-- begin --

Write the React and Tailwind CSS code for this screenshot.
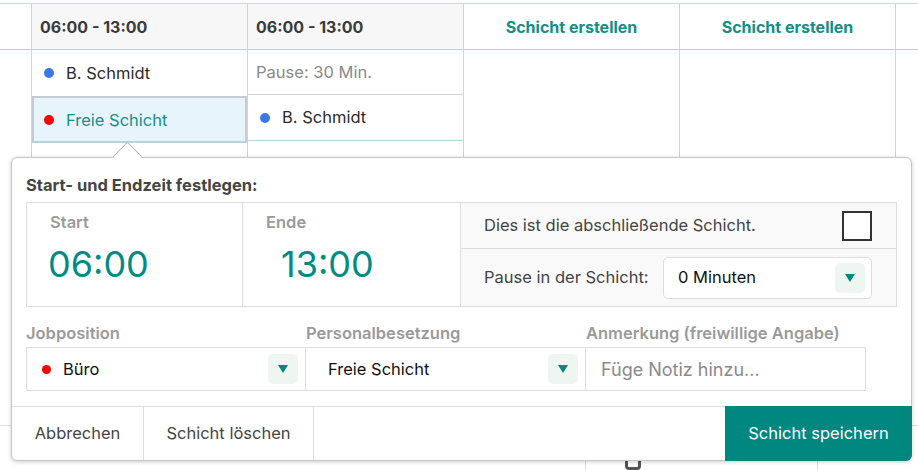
import React from "react";

const Tri = () => (
  <svg width="10" height="8" viewBox="0 0 10 8">
    <path d="M0 0 L10 0 L5 8 Z" fill="#00877f" />
  </svg>
);

const ArrowBtn = () => (
  <div className="w-[30px] h-[30px] rounded-[5px] bg-[#eff6f1] flex items-center justify-center">
    <Tri />
  </div>
);

export default function App() {
  return (
    <div className="relative w-[918px] h-[470px] overflow-hidden bg-white font-['Inter',sans-serif] text-[16.5px] text-[#3a3a3a]">
      {/* background calendar */}
      <div className="mt-[3px] flex h-[422px] border-t border-[#c9d9e2]">
        <div className="w-[32px] border-r border-[#d4d4d4] flex flex-col">
          <div className="h-[46px] border-b border-[#b9d2de]" />
        </div>
        <div className="w-[216px] border-r border-[#d4d4d4] flex flex-col">
          <div className="h-[46px] border-b border-[#b9d2de] bg-[#f7f7f7] flex items-center pl-[8px] font-bold text-[16px] text-[#3a3a3a]">
            06:00 - 13:00
          </div>
          <div className="h-[46px] flex items-center pl-[12px]">
            <span className="w-[10px] h-[10px] rounded-full bg-[#3b78e7] mr-[12px]" />
            <span className="text-[#2b2b2b]">B. Schmidt</span>
          </div>
          <div className="h-[47px] border-2 border-[#c4ccd1] border-b-[#b9d2de] bg-[#e7f4fc] flex items-center pl-[10px] pt-[1px]">
            <span className="w-[10px] h-[10px] rounded-full bg-[#ff0000] mr-[12px]" />
            <span className="text-[#168f88]">Freie Schicht</span>
          </div>
        </div>
        <div className="w-[216px] border-r border-[#d4d4d4] flex flex-col">
          <div className="h-[46px] border-b border-[#b9d2de] bg-[#f7f7f7] flex items-center pl-[8px] font-bold text-[16px] text-[#3a3a3a]">
            06:00 - 13:00
          </div>
          <div className="h-[45px] border-b border-[#d4d4d4] flex items-center pl-[8px] text-[#8a8a8a]">
            Pause: 30 Min.
          </div>
          <div className="h-[46px] border-b border-[#b9d2de] flex items-center pl-[12px]">
            <span className="w-[10px] h-[10px] rounded-full bg-[#3b78e7] mr-[12px]" />
            <span className="text-[#2b2b2b]">B. Schmidt</span>
          </div>
        </div>
        <div className="w-[216px] border-r border-[#d4d4d4] flex flex-col">
          <div className="h-[46px] border-b border-[#b9d2de] flex items-center justify-center font-bold text-[16px] text-[#138e88]">
            Schicht erstellen
          </div>
        </div>
        <div className="w-[216px] border-r border-[#d4d4d4] flex flex-col">
          <div className="h-[46px] border-b border-[#b9d2de] flex items-center justify-center font-bold text-[16px] text-[#138e88]">
            Schicht erstellen
          </div>
        </div>
        <div className="flex-1 flex flex-col">
          <div className="h-[46px] border-b border-[#b9d2de]" />
        </div>
      </div>
      <div className="flex h-[45px] border-t border-[#dcdcdc]">
        <div className="w-[586px] border-r border-[#dcdcdc]" />
        <div className="w-[232px] border-r border-[#dcdcdc] pl-[39px] pt-[28px]">
          <div className="w-[16px] h-[16px] rounded-[4px] border-[3px] border-[#555]" />
        </div>
        <div className="flex-1" />
      </div>

      {/* popover */}
      <div className="absolute left-[11px] top-[157px] w-[901px] h-[304px] border border-[#c6c6c6] rounded-[6px] bg-white shadow-[0_1px_4px_rgba(0,0,0,0.2)] flex flex-col">
        <div className="absolute left-[105px] top-[-12px] w-[21px] h-[21px] bg-white border-t border-l border-[#b5b5b5] rotate-45" />
        <div className="relative h-[44px] px-[14px] pt-[17px] leading-[20px] font-bold text-[#444]">
          Start- und Endzeit festlegen:
        </div>
        <div className="mx-[14px] h-[105px] border border-[#dddddd] flex">
          <div className="w-[216px] border-r border-[#dddddd] pl-[21px] pt-[9px]">
            <div className="pl-[2px] leading-[20px] font-semibold text-[#9a9a9a]">Start</div>
            <div className="mt-[10px] leading-[44px] text-[36px] text-[#008b84]">06:00</div>
          </div>
          <div className="w-[218px] border-r border-[#dddddd] pl-[23px] pt-[9px]">
            <div className="leading-[20px] font-semibold text-[#9a9a9a]">Ende</div>
            <div className="mt-[10px] pl-[15px] leading-[44px] text-[36px] text-[#008b84]">13:00</div>
          </div>
          <div className="flex-1 bg-[#f9f9f9] flex flex-col">
            <div className="h-[46px] border-b border-[#dddddd] flex items-center justify-between pl-[23px] pr-[24px]">
              <span className="text-[#444]">Dies ist die abschließende Schicht.</span>
              <span className="w-[30px] h-[30px] border-2 border-[#333] bg-white" />
            </div>
            <div className="flex-1 flex items-center justify-between pl-[23px] pr-[24px]">
              <span className="text-[#444]">Pause in der Schicht:</span>
              <div className="w-[209px] h-[42px] rounded-[5px] border border-[#dddddd] bg-white flex items-center justify-between pl-[14px] pr-[6px]">
                <span className="text-[#111]">0 Minuten</span>
                <ArrowBtn />
              </div>
            </div>
          </div>
        </div>
        <div className="h-[40px] px-[14px] pt-[16px] flex leading-[20px] font-semibold text-[#9a9a9a]">
          <div className="w-[280px]">Jobposition</div>
          <div className="w-[280px]">Personalbesetzung</div>
          <div className="w-[280px]">Anmerkung (freiwillige Angabe)</div>
        </div>
        <div className="ml-[14px] h-[44px] flex">
          <div className="w-[280px] border border-[#dddddd] flex items-center justify-between pl-[15px] pr-[7px]">
            <div className="flex items-center">
              <span className="w-[9px] h-[9px] rounded-full bg-[#ff0000] mr-[12px]" />
              <span className="text-[#111]">Büro</span>
            </div>
            <ArrowBtn />
          </div>
          <div className="w-[280px] border-y border-r border-[#dddddd] flex items-center justify-between pl-[22px] pr-[7px]">
            <span className="text-[#111]">Freie Schicht</span>
            <ArrowBtn />
          </div>
          <div className="w-[280px] border-y border-r border-[#dddddd] flex items-center pl-[15px]">
            <span className="text-[18px] text-[#8a8a8a]">Füge Notiz hinzu...</span>
          </div>
        </div>
        <div className="h-[15px]" />
        <div className="h-[54px] border-t border-[#dddddd] flex">
          <div className="w-[132px] border-r border-[#dddddd] flex items-center justify-center text-[#444]">
            Abbrechen
          </div>
          <div className="w-[170px] border-r border-[#dddddd] flex items-center justify-center text-[#444]">
            Schicht löschen
          </div>
          <div className="ml-auto -mt-px -mr-px -mb-px w-[187px] h-[55px] bg-[#00877f] rounded-br-[6px] flex items-center justify-center text-white">
            Schicht speichern
          </div>
        </div>
      </div>
    </div>
  );
}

-- end --

_Work to complete_:
Give back the whole listing as it stands, minus its pictures.

_Exercise answer_:
Write the React and Tailwind CSS code for this screenshot.
import React from "react";

const Tri = () => (
  <svg width="10" height="8" viewBox="0 0 10 8">
    <path d="M0 0 L10 0 L5 8 Z" fill="#00877f" />
  </svg>
);

const ArrowBtn = () => (
  <div className="w-[30px] h-[30px] rounded-[5px] bg-[#eff6f1] flex items-center justify-center">
    <Tri />
  </div>
);

export default function App() {
  return (
    <div className="relative w-[918px] h-[470px] overflow-hidden bg-white font-['Inter',sans-serif] text-[16.5px] text-[#3a3a3a]">
      {/* background calendar */}
      <div className="mt-[3px] flex h-[422px] border-t border-[#c9d9e2]">
        <div className="w-[32px] border-r border-[#d4d4d4] flex flex-col">
          <div className="h-[46px] border-b border-[#b9d2de]" />
        </div>
        <div className="w-[216px] border-r border-[#d4d4d4] flex flex-col">
          <div className="h-[46px] border-b border-[#b9d2de] bg-[#f7f7f7] flex items-center pl-[8px] font-bold text-[16px] text-[#3a3a3a]">
            06:00 - 13:00
          </div>
          <div className="h-[46px] flex items-center pl-[12px]">
            <span className="w-[10px] h-[10px] rounded-full bg-[#3b78e7] mr-[12px]" />
            <span className="text-[#2b2b2b]">B. Schmidt</span>
          </div>
          <div className="h-[47px] border-2 border-[#c4ccd1] border-b-[#b9d2de] bg-[#e7f4fc] flex items-center pl-[10px] pt-[1px]">
            <span className="w-[10px] h-[10px] rounded-full bg-[#ff0000] mr-[12px]" />
            <span className="text-[#168f88]">Freie Schicht</span>
          </div>
        </div>
        <div className="w-[216px] border-r border-[#d4d4d4] flex flex-col">
          <div className="h-[46px] border-b border-[#b9d2de] bg-[#f7f7f7] flex items-center pl-[8px] font-bold text-[16px] text-[#3a3a3a]">
            06:00 - 13:00
          </div>
          <div className="h-[45px] border-b border-[#d4d4d4] flex items-center pl-[8px] text-[#8a8a8a]">
            Pause: 30 Min.
          </div>
          <div className="h-[46px] border-b border-[#b9d2de] flex items-center pl-[12px]">
            <span className="w-[10px] h-[10px] rounded-full bg-[#3b78e7] mr-[12px]" />
            <span className="text-[#2b2b2b]">B. Schmidt</span>
          </div>
        </div>
        <div className="w-[216px] border-r border-[#d4d4d4] flex flex-col">
          <div className="h-[46px] border-b border-[#b9d2de] flex items-center justify-center font-bold text-[16px] text-[#138e88]">
            Schicht erstellen
          </div>
        </div>
        <div className="w-[216px] border-r border-[#d4d4d4] flex flex-col">
          <div className="h-[46px] border-b border-[#b9d2de] flex items-center justify-center font-bold text-[16px] text-[#138e88]">
            Schicht erstellen
          </div>
        </div>
        <div className="flex-1 flex flex-col">
          <div className="h-[46px] border-b border-[#b9d2de]" />
        </div>
      </div>
      <div className="flex h-[45px] border-t border-[#dcdcdc]">
        <div className="w-[586px] border-r border-[#dcdcdc]" />
        <div className="w-[232px] border-r border-[#dcdcdc] pl-[39px] pt-[28px]">
          <div className="w-[16px] h-[16px] rounded-[4px] border-[3px] border-[#555]" />
        </div>
        <div className="flex-1" />
      </div>

      {/* popover */}
      <div className="absolute left-[11px] top-[157px] w-[901px] h-[304px] border border-[#c6c6c6] rounded-[6px] bg-white shadow-[0_1px_4px_rgba(0,0,0,0.2)] flex flex-col">
        <div className="absolute left-[105px] top-[-12px] w-[21px] h-[21px] bg-white border-t border-l border-[#b5b5b5] rotate-45" />
        <div className="relative h-[44px] px-[14px] pt-[17px] leading-[20px] font-bold text-[#444]">
          Start- und Endzeit festlegen:
        </div>
        <div className="mx-[14px] h-[105px] border border-[#dddddd] flex">
          <div className="w-[216px] border-r border-[#dddddd] pl-[21px] pt-[9px]">
            <div className="pl-[2px] leading-[20px] font-semibold text-[#9a9a9a]">Start</div>
            <div className="mt-[10px] leading-[44px] text-[36px] text-[#008b84]">06:00</div>
          </div>
          <div className="w-[218px] border-r border-[#dddddd] pl-[23px] pt-[9px]">
            <div className="leading-[20px] font-semibold text-[#9a9a9a]">Ende</div>
            <div className="mt-[10px] pl-[15px] leading-[44px] text-[36px] text-[#008b84]">13:00</div>
          </div>
          <div className="flex-1 bg-[#f9f9f9] flex flex-col">
            <div className="h-[46px] border-b border-[#dddddd] flex items-center justify-between pl-[23px] pr-[24px]">
              <span className="text-[#444]">Dies ist die abschließende Schicht.</span>
              <span className="w-[30px] h-[30px] border-2 border-[#333] bg-white" />
            </div>
            <div className="flex-1 flex items-center justify-between pl-[23px] pr-[24px]">
              <span className="text-[#444]">Pause in der Schicht:</span>
              <div className="w-[209px] h-[42px] rounded-[5px] border border-[#dddddd] bg-white flex items-center justify-between pl-[14px] pr-[6px]">
                <span className="text-[#111]">0 Minuten</span>
                <ArrowBtn />
              </div>
            </div>
          </div>
        </div>
        <div className="h-[40px] px-[14px] pt-[16px] flex leading-[20px] font-semibold text-[#9a9a9a]">
          <div className="w-[280px]">Jobposition</div>
          <div className="w-[280px]">Personalbesetzung</div>
          <div className="w-[280px]">Anmerkung (freiwillige Angabe)</div>
        </div>
        <div className="ml-[14px] h-[44px] flex">
          <div className="w-[280px] border border-[#dddddd] flex items-center justify-between pl-[15px] pr-[7px]">
            <div className="flex items-center">
              <span className="w-[9px] h-[9px] rounded-full bg-[#ff0000] mr-[12px]" />
              <span className="text-[#111]">Büro</span>
            </div>
            <ArrowBtn />
          </div>
          <div className="w-[280px] border-y border-r border-[#dddddd] flex items-center justify-between pl-[22px] pr-[7px]">
            <span className="text-[#111]">Freie Schicht</span>
            <ArrowBtn />
          </div>
          <div className="w-[280px] border-y border-r border-[#dddddd] flex items-center pl-[15px]">
            <span className="text-[18px] text-[#8a8a8a]">Füge Notiz hinzu...</span>
          </div>
        </div>
        <div className="h-[15px]" />
        <div className="h-[54px] border-t border-[#dddddd] flex">
          <div className="w-[132px] border-r border-[#dddddd] flex items-center justify-center text-[#444]">
            Abbrechen
          </div>
          <div className="w-[170px] border-r border-[#dddddd] flex items-center justify-center text-[#444]">
            Schicht löschen
          </div>
          <div className="ml-auto -mt-px -mr-px -mb-px w-[187px] h-[55px] bg-[#00877f] rounded-br-[6px] flex items-center justify-center text-white">
            Schicht speichern
          </div>
        </div>
      </div>
    </div>
  );
}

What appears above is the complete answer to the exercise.